Knowing the nature, behavior, attachment to a partner, can be done via a date. However, on the other hand, a date can also support risky behavior. Little research has examined several levels of substance abuse in young adult romantic relationships.
“Mate selection is based on a few variables, such as the influence of peers and religion, but in young adults, drinking is also prominent and shouldn’t be ignored,” according to Jacquelyn Wiersma of the University of Arkansas.
Jacquelyn Wiersma wants to know why people select a certain person as a romantic partner. She can’t answer that question yet, but on her way to the answer, she has learned some important things about the lives of teenagers and young adults.
Underage drinking at a party may be a one-time bit of rebellion or the beginning of a life centered on alcohol. Dating may be a pleasant, though sometimes anxious, activity that helps an adolescent learn about relating to a potential mate. Or it may be a training ground for relationships based on mutual support for risky behavior. The choices they make as adolescents may well influence the decisions they make as young adults, including their selection of a life partner.
Wiersma, an assistant professor of human development and family sciences, has examined existing research results and found little that focuses on mate selection and drinking. She hopes to identify the shape of factors and decisions that go into the complex task of mate selection by looking at the choice of a romantic partner in the context of risk taking and by tracking behaviors as adolescents transition to young adulthood. Wiersma has been involved in a series of studies, most often with colleagues from Texas Tech and Penn State, which have approached the question from the angles of drinking or violence in romantic partnerships.

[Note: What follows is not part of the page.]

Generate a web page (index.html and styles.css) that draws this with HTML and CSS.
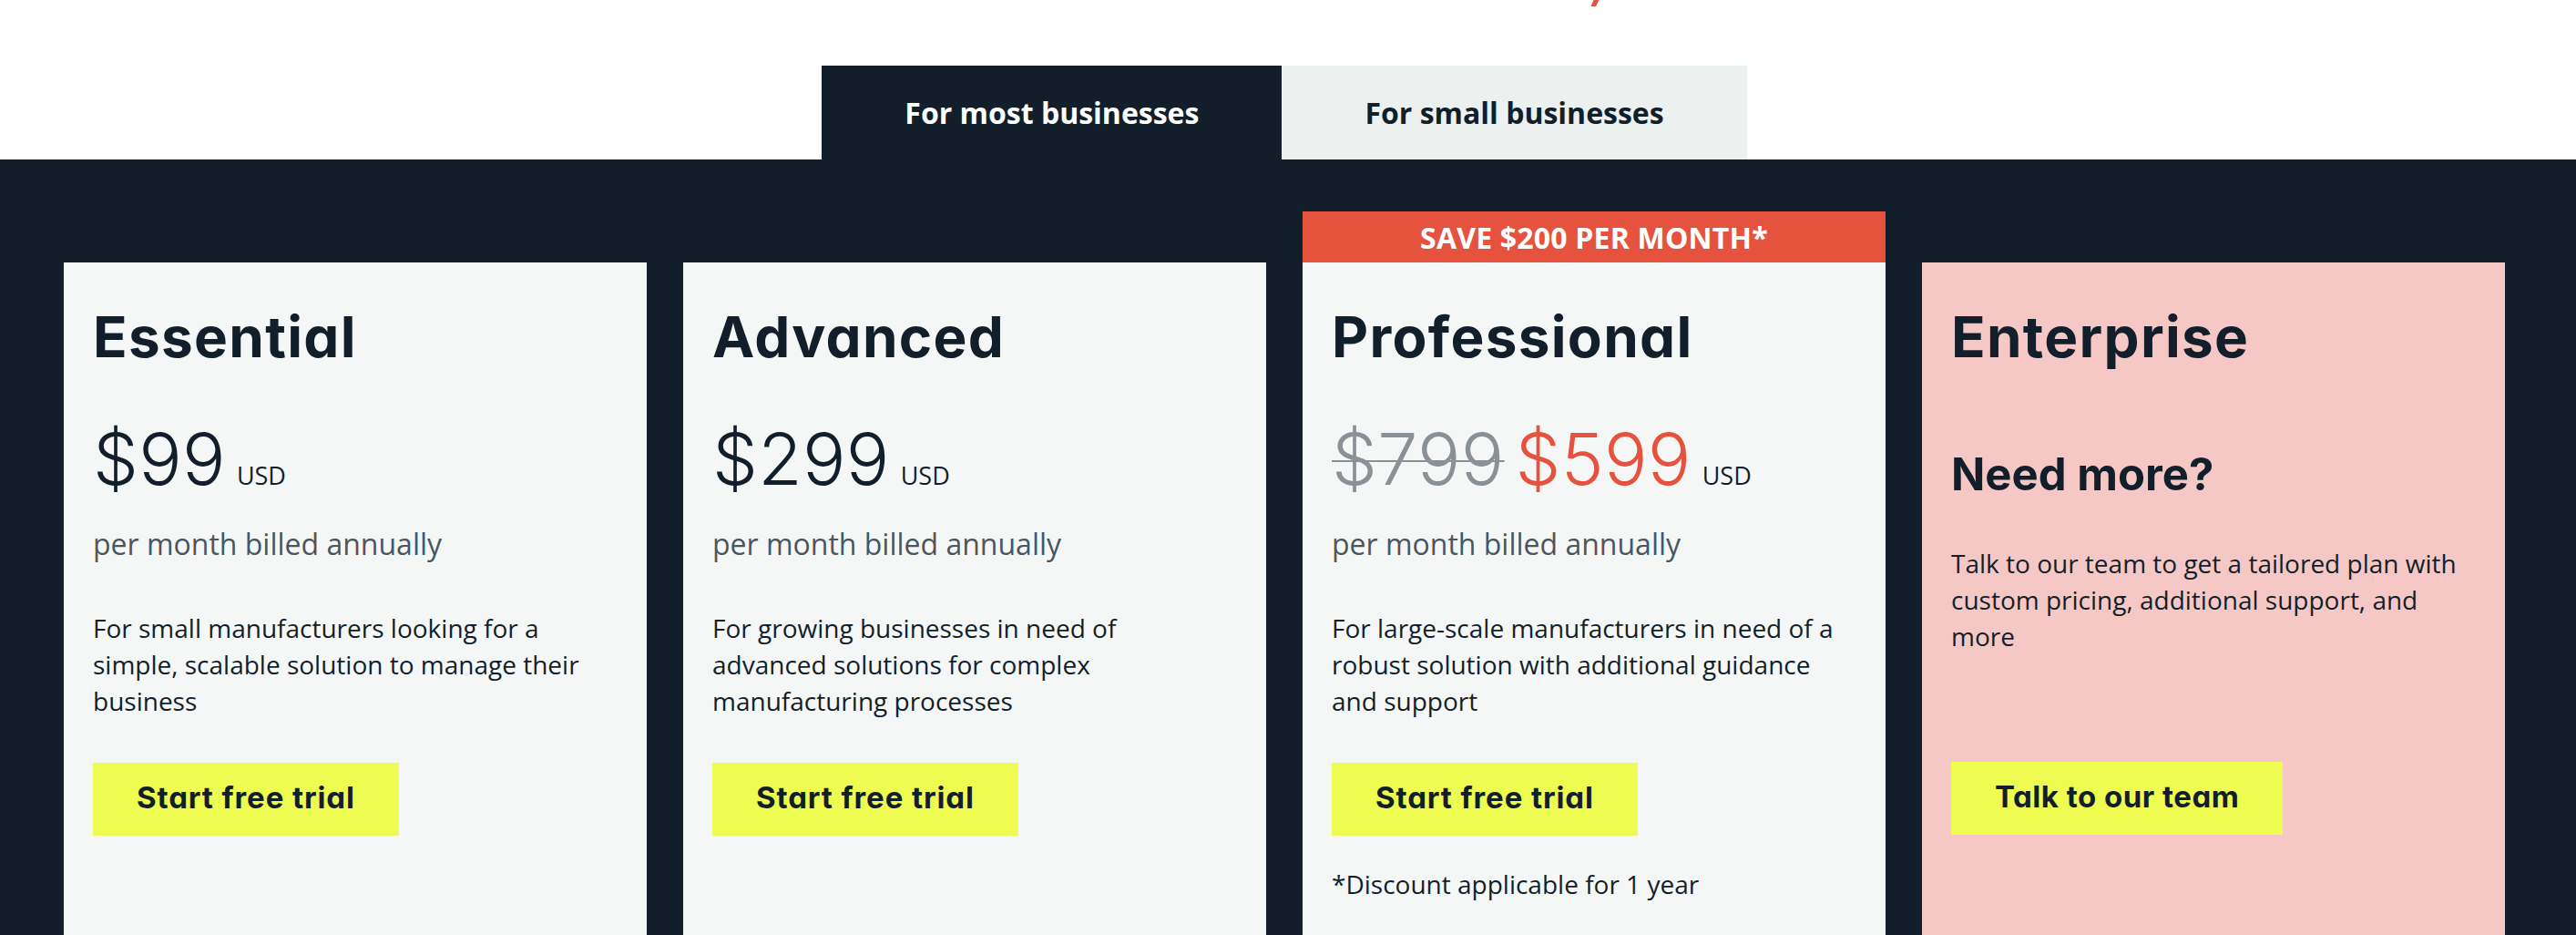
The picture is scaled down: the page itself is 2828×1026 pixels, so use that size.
FILE: index.html
```html
<!DOCTYPE html>
<html lang="en">
<head>
<meta charset="utf-8">
<title>Pricing</title>
<link rel="stylesheet" href="styles.css">
</head>
<body>
<header class="top">
  <svg class="tail" width="10" height="7" viewBox="0 0 10 7" aria-hidden="true"><path d="M3.5 0 H9.5 L6 7 H0.5 Z" fill="#e5533f"/></svg>
</header>
<nav class="tabs">
  <div class="tab tab-active">For most businesses</div>
  <div class="tab">For small businesses</div>
</nav>
<section class="pricing">
  <article class="card">
    <div class="card-body">
      <h2 class="plan">Essential</h2>
      <div class="price-row"><span class="price">$99</span><span class="usd">USD</span></div>
      <p class="per">per month billed annually</p>
      <p class="desc">For small manufacturers looking for a simple, scalable solution to manage their business</p>
      <a class="btn">Start free trial</a>
    </div>
  </article>
  <article class="card">
    <div class="card-body">
      <h2 class="plan">Advanced</h2>
      <div class="price-row"><span class="price">$299</span><span class="usd">USD</span></div>
      <p class="per">per month billed annually</p>
      <p class="desc">For growing businesses in need of advanced solutions for complex manufacturing processes</p>
      <a class="btn">Start free trial</a>
    </div>
  </article>
  <article class="card">
    <div class="banner">SAVE $200 PER MONTH*</div>
    <div class="card-body">
      <h2 class="plan">Professional</h2>
      <div class="price-row"><span class="price price-old">$799</span><span class="price price-new">$599</span><span class="usd">USD</span></div>
      <p class="per">per month billed annually</p>
      <p class="desc">For large-scale manufacturers in need of a robust solution with additional guidance and support</p>
      <a class="btn">Start free trial</a>
      <p class="note">*Discount applicable for 1 year</p>
    </div>
  </article>
  <article class="card card-enterprise">
    <div class="card-body">
      <h2 class="plan">Enterprise</h2>
      <h3 class="more">Need more?</h3>
      <p class="desc desc-ent">Talk to our team to get a tailored plan with custom pricing, additional support, and more</p>
      <a class="btn btn-ent">Talk to our team</a>
    </div>
  </article>
</section>
</body>
</html>
```

FILE: styles.css
```css
* { box-sizing: border-box; }

body {
  margin: 0;
  background: #ffffff;
  color: #121f2b;
  font-family: "Open Sans", "Noto Sans", sans-serif;
}

.top {
  height: 72px;
  display: flex;
  align-items: flex-start;
}

.tail {
  display: block;
  margin-left: 1746px;
}

.tabs {
  display: flex;
  justify-content: center;
  padding: 0 78px 0 70px;
}

.tab {
  height: 103px;
  padding: 0 91px;
  display: flex;
  align-items: center;
  background: #ecf0ef;
  color: #121f2b;
  font-family: "Open Sans", sans-serif;
  font-weight: 700;
  font-size: 32px;
  white-space: nowrap;
}

.tab-active {
  background: #121f2b;
  color: #ffffff;
}

.pricing {
  background: #121f2b;
  display: flex;
  align-items: flex-start;
  gap: 40px;
  padding: 113px 78px 0 70px;
  height: 851px;
  overflow: hidden;
}

.card {
  flex: 0 0 640px;
  min-height: 780px;
  background: #f5f7f7;
}

.card-enterprise {
  background: #f5c8c5;
}

.banner {
  margin-top: -56px;
  height: 56px;
  background: #e5533f;
  color: #ffffff;
  display: flex;
  align-items: center;
  justify-content: center;
  font-weight: 700;
  font-size: 32px;
  letter-spacing: 0.2px;
}

.card-body {
  padding: 44px 32px 40px 32px;
}

.plan {
  margin: 0;
  font-family: "Inter", "Liberation Sans", sans-serif;
  font-feature-settings: "cv11" 1;
  font-weight: 700;
  font-size: 62px;
  line-height: 75px;
  letter-spacing: 1.3px;
}

.price-row {
  margin-top: 57px;
  display: flex;
  align-items: baseline;
  gap: 12px;
  height: 78px;
}

.price {
  font-family: "Inter", "Liberation Sans", sans-serif;
  font-weight: 300;
  font-size: 79px;
  line-height: 78px;
  letter-spacing: 0.3px;
}

.price-old {
  color: #8a9196;
  text-decoration: line-through;
  text-decoration-thickness: 2px;
  text-decoration-color: #8a9196;
}

.price-new {
  color: #e5533f;
}

.usd {
  font-size: 27px;
  line-height: 30px;
}

.per {
  margin: 35px 0 0;
  font-size: 32px;
  line-height: 40px;
  color: #4a5662;
}

.desc {
  margin: 52px 0 0;
  font-size: 28px;
  line-height: 40px;
  color: #121f2b;
}

.btn {
  display: inline-flex;
  align-items: center;
  height: 80px;
  margin-top: 48px;
  padding: 0 48px 4px;
  background: #eefc52;
  color: #121f2b;
  font-family: "Inter", "Liberation Sans", sans-serif;
  font-feature-settings: "cv11" 1;
  font-weight: 700;
  font-size: 33px;
  letter-spacing: 0.9px;
  white-space: nowrap;
}

.btn-ent {
  margin-top: 118px;
  letter-spacing: 0.5px;
}

.note {
  margin: 33px 0 0;
  font-size: 28px;
  line-height: 40px;
}

.more {
  margin: 84px 0 0;
  font-family: "Inter", "Liberation Sans", sans-serif;
  font-weight: 700;
  font-size: 49px;
  line-height: 60px;
}

.desc-ent {
  margin-top: 47px;
}
```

In a 2010 study, Wiersma and colleagues used Add Health data on drinking and romantic partnerships in adolescents and young adults to look at the experiences of 852 couples, including couples who were dating, cohabiting and married. They found that drinking in adolescence carried through to partners’ drinking in young adulthood. Six years had passed between the adolescent and young adult surveys, suggesting that “drinking behaviors may be important when choosing a potential romantic partner, even beyond demographic similarities.”

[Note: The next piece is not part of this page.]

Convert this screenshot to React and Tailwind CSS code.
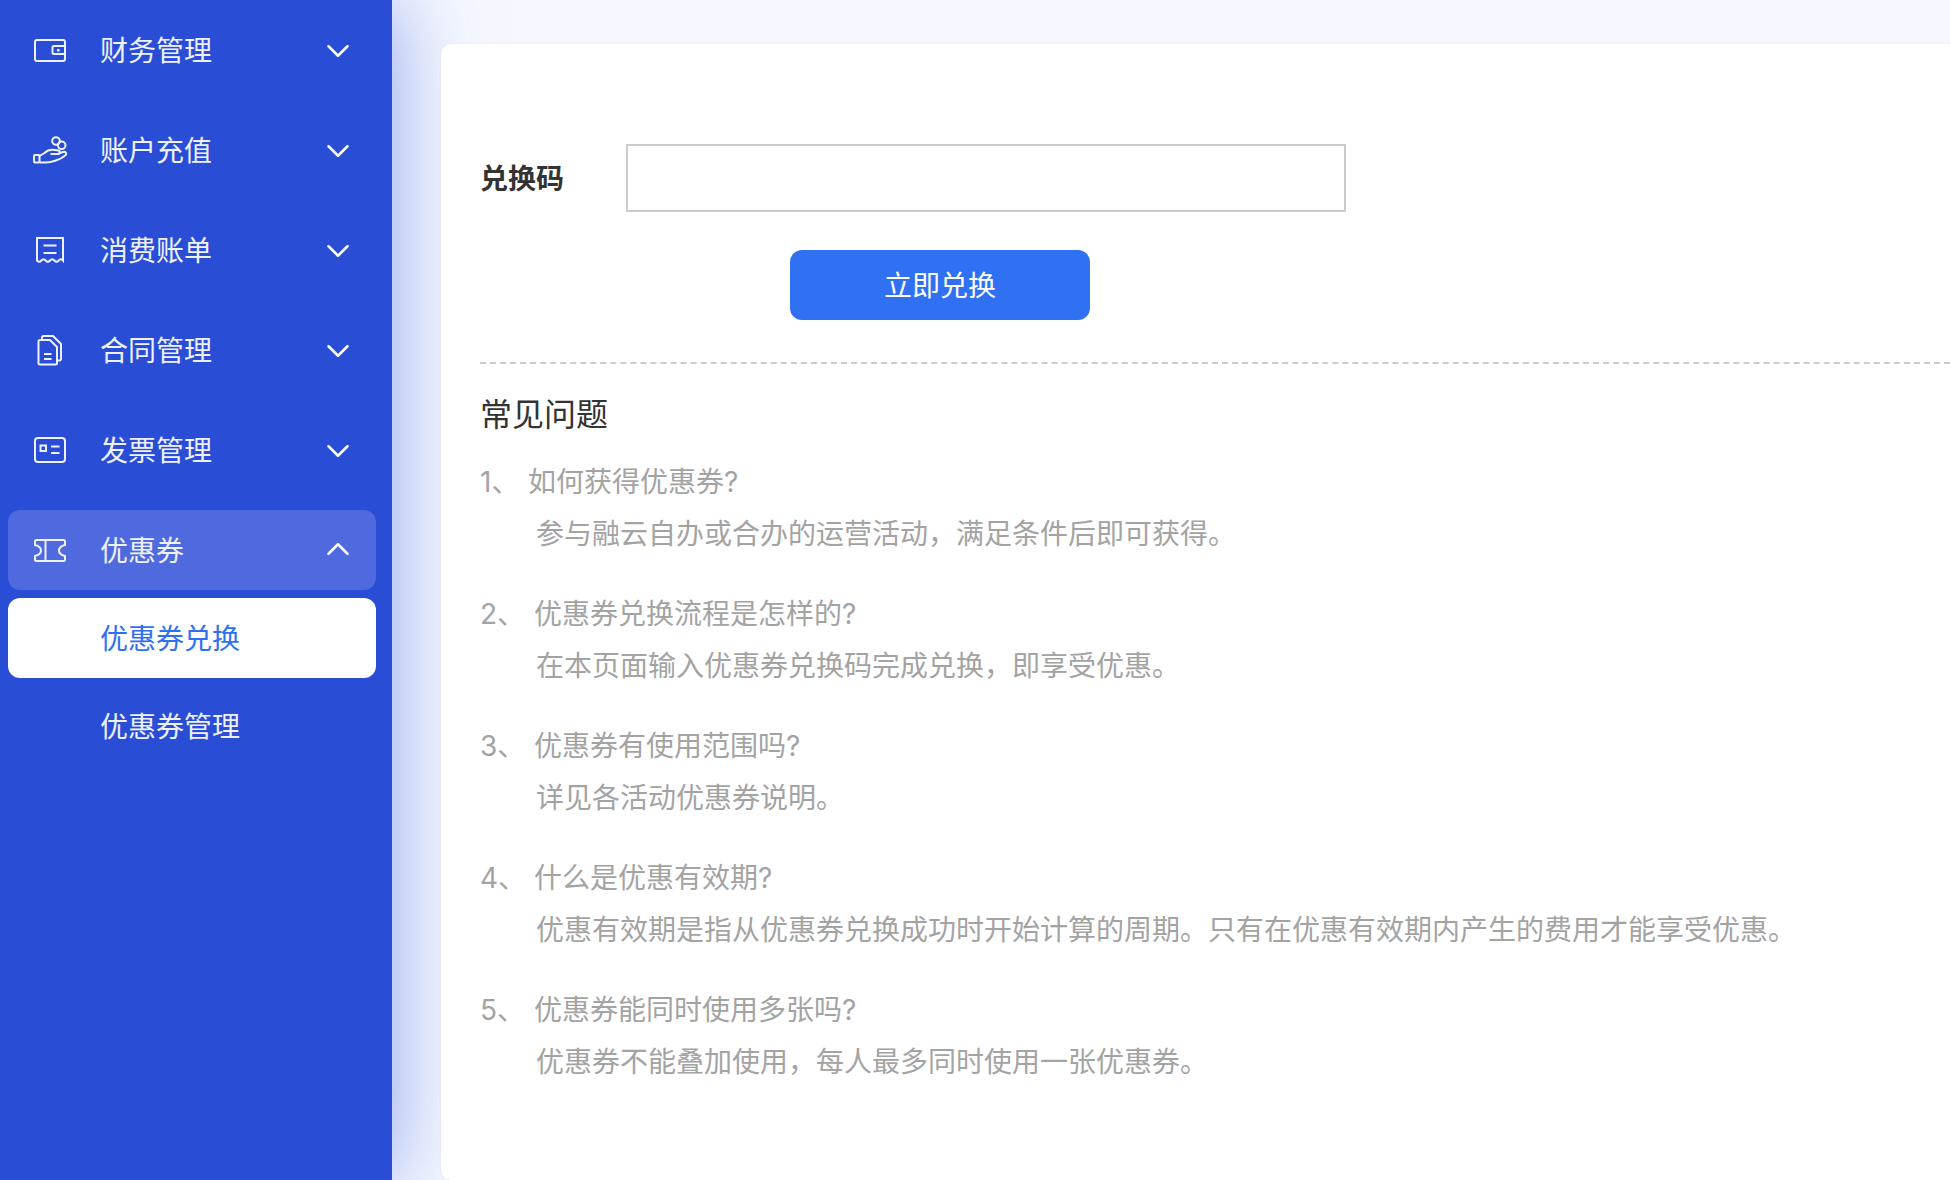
import React from 'react';
import { ChevronDown, ChevronUp } from 'lucide-react';

const WalletIcon = () => (
  <svg className="shrink-0" width="34" height="25" viewBox="0 0 34 25" fill="none" stroke="currentColor" strokeWidth="2">
    <rect x="2" y="2" width="30" height="21" rx="2" />
    <path d="M32 8H21a1.500 1.500 0 0 0-1.500 1.500v5A1.500 1.500 0 0 0 21 16h11" />
    <rect x="24" y="11" width="2.500" height="2.500" fill="currentColor" stroke="none" />
  </svg>
);

const HandIcon = () => (
  <svg className="shrink-0" width="36" height="30" viewBox="0 0 36 30" fill="none" stroke="currentColor" strokeWidth="2">
    <circle cx="24" cy="6" r="3.800" />
    <circle cx="29.700" cy="10.300" r="3.800" />
    <rect x="2" y="20" width="5.500" height="7.500" rx="1" />
    <path d="M7.500 21l5-3c3-3 6-3.500 10-3l4 .5c2 .5 2 3.200 0 3.500h-8" />
    <path d="M26.500 18.500l4.500-1.500c3-1 4.500 2 1.500 4C29 24 20 28 12 27.500H7.500" />
  </svg>
);

const ReceiptIcon = () => (
  <svg className="shrink-0" width="32" height="28" viewBox="0 0 32 28" fill="none" stroke="currentColor" strokeWidth="2">
    <path d="M3 24.500V2h26v22.500q-2.170-2.500-4.330 0t-4.330 0-4.340 0-4.330 0-4.330 0-4.340 0z" />
    <path d="M9.500 9.500h13M9.500 17h13" />
  </svg>
);

const ContractIcon = () => (
  <svg className="shrink-0" width="28" height="32" viewBox="0 0 28 32" fill="none" stroke="currentColor" strokeWidth="2">
    <path d="M6 6V3.500A1.500 1.500 0 0 1 7.500 2H17l8 8v15a1.500 1.500 0 0 1-1.500 1.500H21" />
    <path d="M4 6h10l7 7v16a1.500 1.500 0 0 1-1.500 1.500H4A1.500 1.500 0 0 1 2.500 29V7.500A1.500 1.500 0 0 1 4 6z" />
    <path d="M8 20h7.500M8 25h7.500" />
  </svg>
);

const InvoiceIcon = () => (
  <svg className="shrink-0" width="34" height="28" viewBox="0 0 34 28" fill="none" stroke="currentColor" strokeWidth="2">
    <rect x="2" y="2" width="30" height="24" rx="3" />
    <rect x="7.500" y="9.500" width="5.500" height="5.500" />
    <path d="M18 10.500h8.500M18 17h8.500" />
  </svg>
);

const TicketIcon = () => (
  <svg className="shrink-0" width="34" height="25" viewBox="0 0 34 25" fill="none" stroke="currentColor" strokeWidth="2">
    <path d="M3.500 2h27A1.500 1.500 0 0 1 32 3.500V7c-8 2-8 9 0 11v3.500a1.500 1.500 0 0 1-1.500 1.500h-27A1.500 1.500 0 0 1 2 21.500V18c8-2 8-9 0-11V3.500A1.500 1.500 0 0 1 3.500 2z" />
    <path d="M12.500 2v21" />
  </svg>
);

const MENU = [
  { label: '财务管理', icon: WalletIcon },
  { label: '账户充值', icon: HandIcon },
  { label: '消费账单', icon: ReceiptIcon },
  { label: '合同管理', icon: ContractIcon },
  { label: '发票管理', icon: InvoiceIcon },
];

const FAQ = [
  { n: '1、', q: '如何获得优惠券?', a: '参与融云自办或合办的运营活动，满足条件后即可获得。', w: 'w-[48px]' },
  { n: '2、', q: '优惠券兑换流程是怎样的?', a: '在本页面输入优惠券兑换码完成兑换，即享受优惠。', w: 'w-[54px]' },
  { n: '3、', q: '优惠券有使用范围吗?', a: '详见各活动优惠券说明。', w: 'w-[54px]' },
  { n: '4、', q: '什么是优惠有效期?', a: '优惠有效期是指从优惠券兑换成功时开始计算的周期。只有在优惠有效期内产生的费用才能享受优惠。', w: 'w-[54px]' },
  { n: '5、', q: '优惠券能同时使用多张吗?', a: '优惠券不能叠加使用，每人最多同时使用一张优惠券。', w: 'w-[54px]' },
];

function MenuRow({ label, icon: Icon, open }) {
  return (
    <div className={`h-[80px] pl-[26px] pr-[19px] flex items-center rounded-xl ${open ? 'bg-[#4f69de]' : ''}`}>
      <span className="w-[32px] h-[32px] flex items-center justify-center text-[#eef1ff]">
        <Icon />
      </span>
      <span className="ml-[34px] pt-[2px] flex-1 text-[28px] text-[#eef1ff]">{label}</span>
      {open
        ? <ChevronUp size={38} strokeWidth={1.6} className="text-white -mt-[2px]" />
        : <ChevronDown size={38} strokeWidth={1.6} className="text-white mt-[2px]" />}
    </div>
  );
}

export default function App() {
  return (
    <div className="flex h-[1180px] w-[1950px] overflow-hidden bg-[#f5f8ff] font-['Inter','Noto_Sans_CJK_SC',sans-serif]">
      {/* Sidebar */}
      <aside className="w-[392px] flex-shrink-0 bg-[#2a4dd6] pt-[10px] pl-2 pr-4 shadow-[0_0_80px_rgba(42,77,214,0.5)] z-10">
        <div className="flex flex-col gap-[20px]">
          {MENU.map((m) => <MenuRow key={m.label} label={m.label} icon={m.icon} />)}
          <MenuRow label="优惠券" icon={TicketIcon} open />
        </div>
        <div className="mt-[8px] h-[80px] pl-[92px] pt-[2px] flex items-center rounded-xl bg-white text-[28px] text-[#2f6ff2]">
          优惠券兑换
        </div>
        <div className="mt-[8px] h-[80px] pl-[92px] pt-[2px] flex items-center text-[28px] text-[#eef1ff]">
          优惠券管理
        </div>
      </aside>

      {/* Content */}
      <main className="flex-1 pl-[49px] pt-[44px]">
        <div className="relative z-20 h-full bg-white rounded-l-[10px] pl-[39px] pt-[100px] shadow-[0_0_3px_rgba(180,170,230,0.2)]">
          <div className="flex items-center">
            <span className="w-[146px] pt-[2px] text-[28px] font-bold text-[#333333]">兑换码</span>
            <input className="w-[720px] h-[68px] border-2 border-[#cccccc] bg-white" />
          </div>
          <button className="block mt-[38px] ml-[310px] w-[300px] h-[70px] pt-[2px] rounded-xl bg-[#3070f2] text-[28px] text-white">
            立即兑换
          </button>
          <div className="mt-[42px] border-t-2 border-dashed border-[#cccccc]" />
          <h2 className="mt-[25px] text-[32px] leading-[52px] font-normal text-[#333333]">常见问题</h2>
          <div className="mt-[15px] flex flex-col gap-[28px] text-[28px] leading-[52px] text-[#a3a3a3]">
            {FAQ.map((f) => (
              <div key={f.n}>
                <p className="whitespace-nowrap">
                  <span className={`inline-block ${f.w}`}>{f.n}</span>{f.q}
                </p>
                <p className="pl-[56px] whitespace-nowrap">{f.a}</p>
              </div>
            ))}
          </div>
        </div>
      </main>
    </div>
  );
}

For males, there was a strong association between their drinking and their partner’s drinking. That is, the researchers wrote, “The more men’s female partners drank, the more he drank, more so than for women with their male partners.” In the transition from adolescence to young adulthood, men’s drinking tended to increase, whether dating, cohabiting or married. Married women showed the smallest increase in drinking, a result meriting further investigation, the researchers wrote.
In another study of 741 young adult couples, Wiersma identified four types of drinking partnerships among young adult heterosexual couples. The vast majority of the couples had congruent drinking behaviors; that is, the males and females drank about the same amount and with the same frequency. The majority, 417 couples, reported being both light and infrequent drinkers, while 147 couples frequently drank moderately to heavily.
The remaining couples had discrepant drinking behaviors. In 90 couples, the males drank more heavily and more frequently than the females. In another 37 couples, the females were the heavy and frequent drinkers.
“There are important implications for young adult individuals who drink discrepantly within their romantic relationships,” Wiersma said.
For example, intimate partner violence: Whether the man or the woman is the heavy, frequent drinker, the more discrepancy in drinking behaviors, the greater the level of conflict and violence in the relationship.
The researchers emphasized that the majority of couples they studied did not report experiencing intimate partner violence. Just 26 percent of young men and 26 percent of young women reported initiating violence against their current partner, and the violence was more often minor. In the Add Health studies, minor violence includes threats, pushing, shoving and throwing things that could result in a strain, bruise or light cut. Severe violence includes slapping, kicking and forced sexual relations. These forms of violence are not the same as “intimate terrorism,” which is less common and is predominantly perpetrated by men.